小鼓
通常、打楽器は撥(バチ)や手を上から下に向かって振り下ろしたり、打ち下ろしたりして、重力を利用して演奏します。
しかし、小鼓は左手で鼓を持ち、右肩に担ぎ、右手で下から上に向かって、手を振り上げ、重力に逆らって演奏します。
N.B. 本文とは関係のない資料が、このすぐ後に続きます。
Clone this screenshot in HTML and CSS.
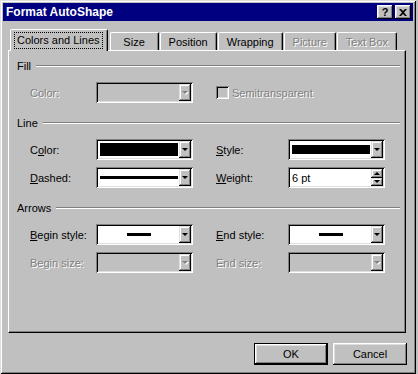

ここに難しさがあります。
さらに言うと、演奏者から打面は見えません。
そして客席からは見えませんが、左手で調(しらべ、麻で編んだ朱色の紐)の張力を調整することによって、音色を変化させています。
大鼓
大鼓(おおつづみ、おおかわ)は、見た目とは異なり、空気を切り裂くような甲高い音がします。
通常、楽器のサイズが大きくなると、低音が出るようになるのですが、大鼓は違います。
演奏する直前に楽器を組み上げるのですが、組み上げを開始するまでに、数時間、大鼓の革を炭火あるいは電熱器(もっぱらこちら)で焙じます。
革から水分をなくし、さらに和紙を何重にも糊で重ねて作った指皮を指にはめて打ちます。
そのようにして高音を出します。
日本は多湿なので、大鼓が高音を出せる状態は長くはもちません。長い演目ですと一番ごと、短い曲が続くようなときでも2時間ほどで楽器を交換します。